### Exercise
Restate each line word for word. Leave out every picture.

##### Data shown #####

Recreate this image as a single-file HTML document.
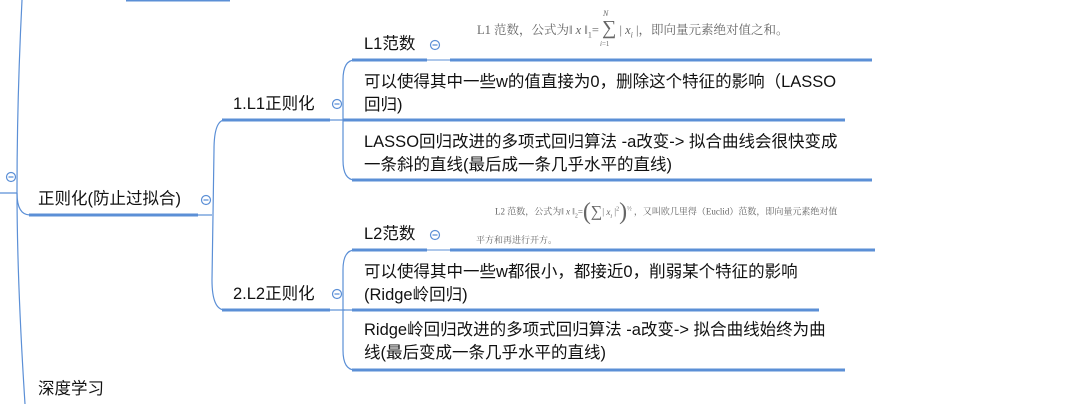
<!DOCTYPE html>
<html><head><meta charset="utf-8"><style>
html,body{margin:0;padding:0;width:1070px;height:404px;overflow:hidden;background:#fff;}
.t{position:absolute;font-family:"Liberation Sans","Noto Sans CJK SC",sans-serif;font-size:16.5px;color:#111;line-height:23px;white-space:nowrap;}
.f{position:absolute;font-family:"Liberation Serif","Noto Serif CJK SC",serif;color:#666;white-space:nowrap;}
</style></head><body>
<svg width="1070" height="404" style="position:absolute;left:0;top:0" fill="none">
<g stroke="#5b8fd6" stroke-width="1.2">
<path d="M22 0 Q17 100 17 190 Q17 280 25 404"/>
<path d="M0 193 L17 193"/>
<path d="M17 193 Q17 215 30 215"/>
<path d="M198 215 L212 215"/>
<path d="M225 120 Q214 120 214 150 L212 280 Q212 310 225 310"/>
<path d="M330 120 L345 120"/>
<path d="M330 310 L345 310"/>
<path d="M355 60 Q343 60 343 80 L343 160 Q343 180 355 180"/>
<path d="M343 120 L355 120"/>
<path d="M355 250 Q343 250 343 270 L343 350 Q343 370 355 370"/>
<path d="M343 310 L355 310"/>
<circle cx="11" cy="177" r="4.5"/>
<circle cx="206" cy="200" r="4.5"/>
<circle cx="337" cy="104" r="4.5"/>
<circle cx="337" cy="294" r="4.5"/>
<circle cx="435" cy="45" r="4.5"/>
<circle cx="435" cy="235" r="4.5"/>
<path d="M8.5 177h5M203.5 200h5M334.5 104h5M334.5 294h5M432.5 45h5M432.5 235h5"/>
</g>
<g stroke="#5b8fd6" stroke-width="3">
<path d="M126 0 L230 0"/>
<path d="M29 215 L198 215"/>
<path d="M222 120 L330 120"/>
<path d="M222 310 L330 310"/>
<path d="M352 60 L427 60 M450 60 L872 60"/>
<path d="M343 120 L845 120"/>
<path d="M352 180 L872 180"/>
<path d="M352 250 L427 250 M450 250 L875 250"/>
<path d="M352 310 L819 310"/>
<path d="M352 370 L845 370"/>
</g>
<path d="M427 60 L450 60 M427 250 L450 250" stroke="#5b8fd6" stroke-width="1"/>
</svg>
<div class="t" style="left:38px;top:188px">正则化(防止过拟合)</div>
<div class="t" style="left:233px;top:93px">1.L1正则化</div>
<div class="t" style="left:233px;top:283px">2.L2正则化</div>
<div class="t" style="left:364px;top:33px">L1范数</div>
<div class="t" style="left:364px;top:223px">L2范数</div>
<div class="t" style="left:364px;top:71px">可以使得其中一些w的值直接为0，删除这个特征的影响（LASSO<br>回归)</div>
<div class="t" style="left:364px;top:131px">LASSO回归改进的多项式回归算法 -a改变-&gt; 拟合曲线会很快变成<br>一条斜的直线(最后成一条几乎水平的直线)</div>
<div class="t" style="left:364px;top:261px">可以使得其中一些w都很小，都接近0，削弱某个特征的影响<br>(Ridge岭回归)</div>
<div class="t" style="left:364px;top:319px">Ridge岭回归改进的多项式回归算法 -a改变-&gt; 拟合曲线始终为曲<br>线(最后变成一条几乎水平的直线)</div>
<div class="t" style="left:38px;top:378px">深度学习</div>
<div class="f" style="left:477px;top:17px;font-size:12.5px">L1 范数，公式为‖ <i>x</i> ‖<sub style="font-size:8px">1</sub>= <span style="font-size:20px">∑</span> | <i>x<sub style="font-size:8px">i</sub></i> |，即向量元素绝对值之和。</div>
<div class="f" style="left:603px;top:9px;font-size:8px"><i>N</i></div>
<div class="f" style="left:600px;top:40px;font-size:7px"><i>i</i>=1</div>
<div class="f" style="left:495px;top:199px;font-size:9px">L2 范数，公式为‖ <i>x</i> ‖<sub style="font-size:6px">2</sub>=<span style="font-size:24px;vertical-align:middle">(</span><span style="font-size:16px;vertical-align:middle">∑</span>| <i>x<sub style="font-size:6px">i</sub></i> |<sup style="font-size:6px">2</sup><span style="font-size:24px;vertical-align:middle">)</span><sup style="font-size:6px">½</sup> ，又叫欧几里得（Euclid）范数，即向量元素绝对值</div>
<div class="f" style="left:476px;top:233px;font-size:9px">平方和再进行开方。</div>
</body></html>
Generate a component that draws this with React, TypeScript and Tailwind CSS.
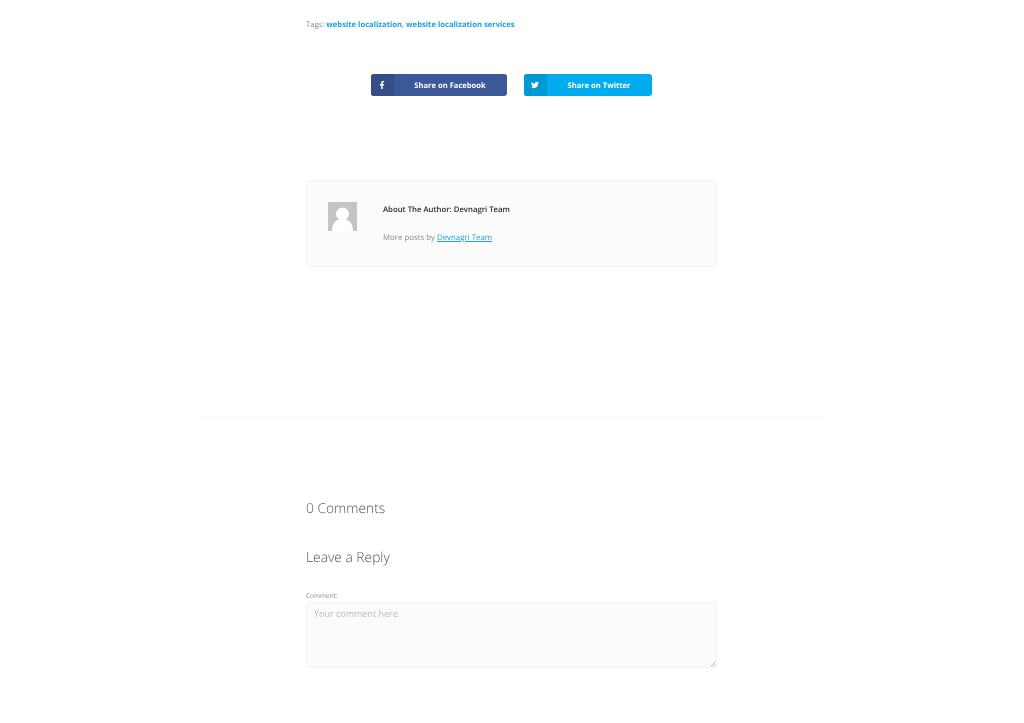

#####

### Written answer
Recreate this image as a single-file HTML document.
<!DOCTYPE html>
<html><head><meta charset="utf-8"><style>
html,body{margin:0;padding:0;width:1070px;height:404px;overflow:hidden;background:#fff;}
.t{position:absolute;font-family:"Liberation Sans","Noto Sans CJK SC",sans-serif;font-size:16.5px;color:#111;line-height:23px;white-space:nowrap;}
.f{position:absolute;font-family:"Liberation Serif","Noto Serif CJK SC",serif;color:#666;white-space:nowrap;}
</style></head><body>
<svg width="1070" height="404" style="position:absolute;left:0;top:0" fill="none">
<g stroke="#5b8fd6" stroke-width="1.2">
<path d="M22 0 Q17 100 17 190 Q17 280 25 404"/>
<path d="M0 193 L17 193"/>
<path d="M17 193 Q17 215 30 215"/>
<path d="M198 215 L212 215"/>
<path d="M225 120 Q214 120 214 150 L212 280 Q212 310 225 310"/>
<path d="M330 120 L345 120"/>
<path d="M330 310 L345 310"/>
<path d="M355 60 Q343 60 343 80 L343 160 Q343 180 355 180"/>
<path d="M343 120 L355 120"/>
<path d="M355 250 Q343 250 343 270 L343 350 Q343 370 355 370"/>
<path d="M343 310 L355 310"/>
<circle cx="11" cy="177" r="4.5"/>
<circle cx="206" cy="200" r="4.5"/>
<circle cx="337" cy="104" r="4.5"/>
<circle cx="337" cy="294" r="4.5"/>
<circle cx="435" cy="45" r="4.5"/>
<circle cx="435" cy="235" r="4.5"/>
<path d="M8.5 177h5M203.5 200h5M334.5 104h5M334.5 294h5M432.5 45h5M432.5 235h5"/>
</g>
<g stroke="#5b8fd6" stroke-width="3">
<path d="M126 0 L230 0"/>
<path d="M29 215 L198 215"/>
<path d="M222 120 L330 120"/>
<path d="M222 310 L330 310"/>
<path d="M352 60 L427 60 M450 60 L872 60"/>
<path d="M343 120 L845 120"/>
<path d="M352 180 L872 180"/>
<path d="M352 250 L427 250 M450 250 L875 250"/>
<path d="M352 310 L819 310"/>
<path d="M352 370 L845 370"/>
</g>
<path d="M427 60 L450 60 M427 250 L450 250" stroke="#5b8fd6" stroke-width="1"/>
</svg>
<div class="t" style="left:38px;top:188px">正则化(防止过拟合)</div>
<div class="t" style="left:233px;top:93px">1.L1正则化</div>
<div class="t" style="left:233px;top:283px">2.L2正则化</div>
<div class="t" style="left:364px;top:33px">L1范数</div>
<div class="t" style="left:364px;top:223px">L2范数</div>
<div class="t" style="left:364px;top:71px">可以使得其中一些w的值直接为0，删除这个特征的影响（LASSO<br>回归)</div>
<div class="t" style="left:364px;top:131px">LASSO回归改进的多项式回归算法 -a改变-&gt; 拟合曲线会很快变成<br>一条斜的直线(最后成一条几乎水平的直线)</div>
<div class="t" style="left:364px;top:261px">可以使得其中一些w都很小，都接近0，削弱某个特征的影响<br>(Ridge岭回归)</div>
<div class="t" style="left:364px;top:319px">Ridge岭回归改进的多项式回归算法 -a改变-&gt; 拟合曲线始终为曲<br>线(最后变成一条几乎水平的直线)</div>
<div class="t" style="left:38px;top:378px">深度学习</div>
<div class="f" style="left:477px;top:17px;font-size:12.5px">L1 范数，公式为‖ <i>x</i> ‖<sub style="font-size:8px">1</sub>= <span style="font-size:20px">∑</span> | <i>x<sub style="font-size:8px">i</sub></i> |，即向量元素绝对值之和。</div>
<div class="f" style="left:603px;top:9px;font-size:8px"><i>N</i></div>
<div class="f" style="left:600px;top:40px;font-size:7px"><i>i</i>=1</div>
<div class="f" style="left:495px;top:199px;font-size:9px">L2 范数，公式为‖ <i>x</i> ‖<sub style="font-size:6px">2</sub>=<span style="font-size:24px;vertical-align:middle">(</span><span style="font-size:16px;vertical-align:middle">∑</span>| <i>x<sub style="font-size:6px">i</sub></i> |<sup style="font-size:6px">2</sup><span style="font-size:24px;vertical-align:middle">)</span><sup style="font-size:6px">½</sup> ，又叫欧几里得（Euclid）范数，即向量元素绝对值</div>
<div class="f" style="left:476px;top:233px;font-size:9px">平方和再进行开方。</div>
</body></html>
Generate a component that draws this with React, TypeScript and Tailwind CSS.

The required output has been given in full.